An unconventional strategy leads to criticism
Peter Baker, chief White House correspondent for The New York Times, wrote on social media that “after Trump launched a new war on Iran, he did not rush back to the White House to make an Oval Office address to rally the nation as other presidents have done. He stayed at Mar-a-Lago to attend a glitzy political fundraiser.”
That post provoked a response from Steven Cheung, White House communications director. “Imagine being a reporter so consumed with Trump Derangement Syndrome that he wants President Trump to mimic the failed policies of the past. The truth is that President Trump spent the majority of his time monitoring the situation in a secure facility, in constant contact with world leaders, and made multiple addresses to the nation that garnered hundreds of millions of views. He also took dozens of calls with reporters.”

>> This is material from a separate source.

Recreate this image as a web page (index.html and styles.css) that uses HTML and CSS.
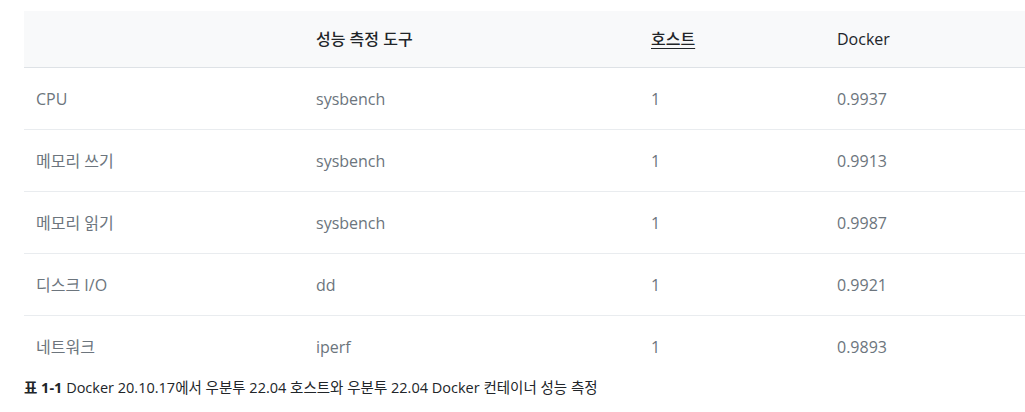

The calls included one with Baker’s colleague at The Times, Zolan Kanno-Youngs. Trump’s mobile phone number is known to many of the reporters who cover him, and the president often takes their calls for on-the-spot interviews. Besides The Times, he spoke in the aftermath of the attack to journalists for ABC, CBS, NBC, CNN, CNBC, Fox News Channel, The Atlantic, The Washington Post, Axios, Politico and an Israeli television station.
Most of the calls were brief and marginally illuminating; Politico’s Dasha Burns said Trump answered but said he was too busy to talk. The public couldn’t hear what Trump said in the interviews and was dependent upon what the journalists chose to report on the conversations.
“I spoke to President Trump today and he told me that the operation in Iran is going to go very fast,” Libby Alon, a reporter for Channel 14 News in Israel, wrote about her interview on X. “It’s doing very well, and (will) make the people of Israel very happy, and the people of the world very happy.”
The Times reported that in its six-minute chat, Trump “offered several seemingly contradictory visions of how power might be transferred to a new government — or even whether the existing Iranian power structure would run that government or be overthrown.”
In one of his two conversations with Trump, ABC News’ Jonathan Karl said when he asked about the death of Iranian Ayatollah Ali Khamenei, the president said: “I got him before he got me. They tried twice. Well I got him first.” CNN’s Jake Tapper went on the air minutes after his conversation Monday, saying Trump told him “the big one is coming soon,” an apparent reference to a future attack.
Asked for comment, White House spokeswoman Anna Kelly said: “President Trump is the most transparent and accessible president in American history. The American people have never had a more direct and authentic relationship with a president of the United States than they have with President Trump.”
Hegseth briefing concentrates on friendly reporters
Pentagon reporters learned late Sunday about Hegseth’s briefing. Reporters from The Associated Press, Reuters, ABC, CBS, NBC, CNN, Fox News Channel and Stars & Stripes were permitted into the briefing room, but Hegseth did not call on them. Instead, he took questions from NewsNation and Trump-friendly outlets like the Daily Caller, Daily Wire, One America News and the Christian Broadcasting Network. Most mainstream news outlets left their regular stations at the Pentagon last fall rather than agree to Hegseth’s rules restricting their work.
Hegseth denounced the “foolishness” of people wanting to know details of the operation in advance, such as whether Americans would commit to more than air power, and said the operation would continue as long as it took to achieve objections. He initially ignored NBC News’ Courtney Kube when she called out a question: “President Trump put a four-week time limit on it. Are you saying he’s wrong?”
Later, Hegseth denounced Kube for asking “the typical NBC sort of gotcha-type question. President Trump has all the latitude in the world to talk about how long it might take — four weeks, two weeks, six weeks, it could move up, it could move back. We’re going to execute at his command the objectives he set out to achieve.”
Unlike Pentagon briefings in past administrations, reporters were given assigned seats, with the Trump-friendly outlets seated in front. Jennifer Griffin, Hegseth’s former colleague at Fox News Channel who left the Pentagon with other reporters after not accepting his new rules, was seated in the last row.